The Congress’s Ukhrul model, if scaled, could address two regional vulnerabilities:

  1. The "Outsider" Perception: In Tripura, the Congress’s 2023 vote share collapsed to 2.4% after fielding 60% non-tribal candidates in tribal seats. Grassroots leadership pipelines could mitigate this.
  2. The Delivery Deficit: Arunachal Pradesh, where Congress ruled for 15 years, has India’s highest infant mortality rate (33/1,000) despite ₹1.2 lakh crore in central funds (2004–2019). Localised accountability might improve resource allocation.

The Road Ahead: Three Scenarios for Manipur and Beyond

Scenario 1: The "Andhra Model" Success (Probability: 30%)

If Ukhrul’s new leadership delivers tangible wins (e.g., reviving the stalled ₹180-crore Shirui Hydroelectric Project or securing 10,000 new MGNREGA jobs), Congress could replicate the model in:

  • Mizoram: Where the party’s 2023 loss was attributed to "detachment from village realities."
  • Assam’s BTAD: A Bodoland region where 68% of Congress workers quit post-2016 due to "Delhi’s indifference."
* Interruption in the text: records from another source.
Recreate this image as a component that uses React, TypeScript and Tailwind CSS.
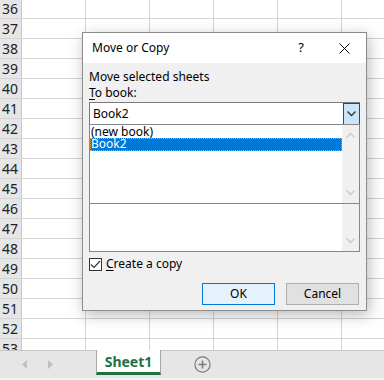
import { Fragment } from 'react';

const rows = Array.from({ length: 18 }, (_, i) => 36 + i);
const cols = [0, 1, 2, 3, 4, 5];

const ui = { fontFamily: '"Segoe UI", "Noto Sans", sans-serif' };

function Chevron({ up, className }: { up?: boolean; className?: string }) {
    return (
        <svg width="9" height="6" viewBox="0 0 9 6" className={className}>
            <path d={up ? 'M0.5 5.5 L4.5 1.5 L8.5 5.5' : 'M0.5 0.5 L4.5 4.5 L8.5 0.5'} fill="none" stroke="currentColor" strokeWidth="1.3" />
        </svg>
    );
}

function Dialog() {
    return (
        <div
            className="absolute left-[82px] top-[32px] w-[285px] h-[279px] border border-[#8c8c8c] bg-[#f0f0f0] shadow-[2px_4px_14px_rgba(0,0,0,0.28)] text-[12px] text-black flex flex-col"
            style={ui}
        >
            {/* Title bar */}
            <div className="h-[30px] bg-white flex items-center pl-[9px]">
                <span className="flex-1">Move or Copy</span>
                <span className="w-[16px] text-center text-[13px] mr-[30px]">?</span>
                <svg width="11" height="11" viewBox="0 0 11 11" className="mr-[16px]">
                    <path d="M0.5 0.5 L10.5 10.5 M10.5 0.5 L0.5 10.5" stroke="#000" strokeWidth="1" />
                </svg>
            </div>

            <div className="px-[6px] pt-[6px] flex flex-col">
                <div className="leading-[16px]">Move selected sheets</div>
                <div className="leading-[16px]">
                    <span className="underline underline-offset-2">T</span>o book:
                </div>

                {/* Combo */}
                <div className="mt-[1px] h-[22px] bg-white border border-b-0 border-[#7a7a7a] flex items-center">
                    <span className="flex-1 pl-[3px]">Book2</span>
                    <div className="w-[17px] h-[22px] -mr-px mt-[1px] border border-[#005499] bg-[#cce4f7] flex items-center justify-center text-[#333]">
                        <Chevron />
                    </div>
                </div>

                {/* List */}
                <div className="h-[80px] bg-white border border-[#828790] flex">
                    <div className="flex-1 flex flex-col">
                        <div className="h-[13px] leading-[13px] pl-[1px]">(new book)</div>
                        <div className="h-[13px] leading-[12px] pl-[1px] bg-[#0078d7] text-white outline outline-1 outline-dotted outline-[#f0a040] -outline-offset-1">Book2</div>
                    </div>
                    <div className="w-[17px] bg-[#f0f0f0] flex flex-col items-center justify-between py-[7px] text-[#c8c8c8]">
                        <Chevron up />
                        <Chevron />
                    </div>
                </div>
                <div className="h-[48px] bg-white border border-t-0 border-[#828790] flex">
                    <div className="flex-1" />
                    <div className="w-[17px] bg-[#f0f0f0] flex flex-col items-center justify-end pb-[7px] text-[#c8c8c8]">
                        <Chevron />
                    </div>
                </div>

                {/* Checkbox */}
                <div className="mt-[4px] flex items-center gap-[4px]">
                    <div className="w-[13px] h-[13px] border border-[#333] bg-white flex items-center justify-center">
                        <svg width="11" height="9" viewBox="0 0 11 9">
                            <path d="M1 4.5 L4 7.5 L10 1" fill="none" stroke="#333" strokeWidth="1.2" />
                        </svg>
                    </div>
                    <span className="leading-[16px]">
                        <span className="underline underline-offset-2">C</span>reate a copy
                    </span>
                </div>

                {/* Buttons */}
                <div className="mt-[11px] flex justify-end gap-[11px] pr-[1px]">
                    <button className="w-[73px] h-[22px] border border-[#0078d7] bg-[#e5f1fb]">OK</button>
                    <button className="w-[73px] h-[22px] border border-[#adadad] bg-[#e1e1e1]">Cancel</button>
                </div>
            </div>
        </div>
    );
}

export default function App() {
    return (
        <div className="relative w-[384px] h-[380px] overflow-hidden bg-white flex flex-col">
            {/* Sheet grid */}
            <div className="h-[350px] overflow-hidden">
                <div className="-mt-px">
                    {rows.map((r) => (
                        <div key={r} className="flex h-[20px] border-b border-[#d4d4d4]">
                            <div
                                className="w-[22px] shrink-0 bg-[#e6e6e6] border-r border-[#c8c8c8] text-[14px] leading-[19px] text-[#222] pl-[2px]"
                                style={{ fontFamily: '"Noto Sans", sans-serif' }}
                            >
                                {r}
                            </div>
                            {cols.map((c) => (
                                <Fragment key={c}>
                                    <div className="w-[64px] shrink-0 border-r border-[#d4d4d4]" />
                                </Fragment>
                            ))}
                        </div>
                    ))}
                </div>
            </div>

            {/* Sheet tabs */}
            <div className="h-[30px] bg-[#e6e6e6] border-t border-[#c6c6c6] border-b-2 border-b-[#f3f3f3] flex items-start">
                <div className="w-[96px] h-[26px] flex items-center gap-[21px] pl-[22px] text-[#c0c0c0]">
                    <svg width="5" height="9" viewBox="0 0 5 9"><path d="M5 0 L0 4.5 L5 9 Z" fill="currentColor" /></svg>
                    <svg width="5" height="9" viewBox="0 0 5 9"><path d="M0 0 L5 4.5 L0 9 Z" fill="currentColor" /></svg>
                </div>
                <div
                    className="-mt-px w-[65px] h-[25px] bg-white border-x border-[#a8a8a8] border-b-[3px] border-b-[#217346] flex items-center justify-center font-bold text-[14px] text-[#217346]"
                    style={{ fontFamily: '"Noto Sans", sans-serif' }}
                >
                    Sheet1
                </div>
                <div className="ml-[33px] h-[26px] flex items-center">
                    <svg width="17" height="17" viewBox="0 0 17 17">
                        <circle cx="8.5" cy="8.5" r="7.6" fill="none" stroke="#7a7a7a" strokeWidth="1.2" />
                        <path d="M8.5 4.5 V12.5 M4.5 8.5 H12.5" stroke="#7a7a7a" strokeWidth="1.6" />
                    </svg>
                </div>
            </div>

            <Dialog />
        </div>
    );
}
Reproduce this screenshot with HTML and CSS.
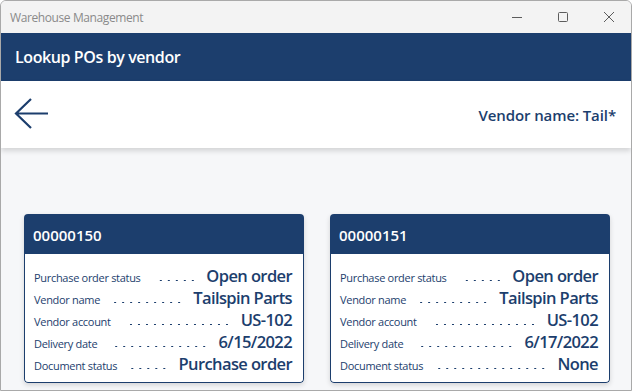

Impact: Could force BJP to adopt internal elections, disrupting its "centralised nomination" strategy in the Northeast.

Scenario 2: The "Kerala Paradox" (Probability: 45%)

The process succeeds in energising workers but fails to translate into electoral gains, mirroring Congress’s Kerala experience where:

  • Internal democracy produced vibrant debates but no seat gains in 2019–2021.
  • Grassroots leaders lacked resources to counter BJP’s ₹300-crore ad blitz in 2022.

Risk: In Manipur, where ₹1,200 crore was spent on elections in 2022 (per ADR), a funded but undemocratic BJP machine could outspend Congress’s "idea-based" campaign.

Scenario 3: The "Puducherry Collapse" (Probability: 25%)

Infighting erupts if Delhi overrules the local choice (as in Puducherry 2021, where the High Command’s pick led to 12 MLAs defecting). In Manipur’s volatile context, this could:

  • Trigger a split in the tribal Congress bloc, benefiting the Naga People’s Front (NPF).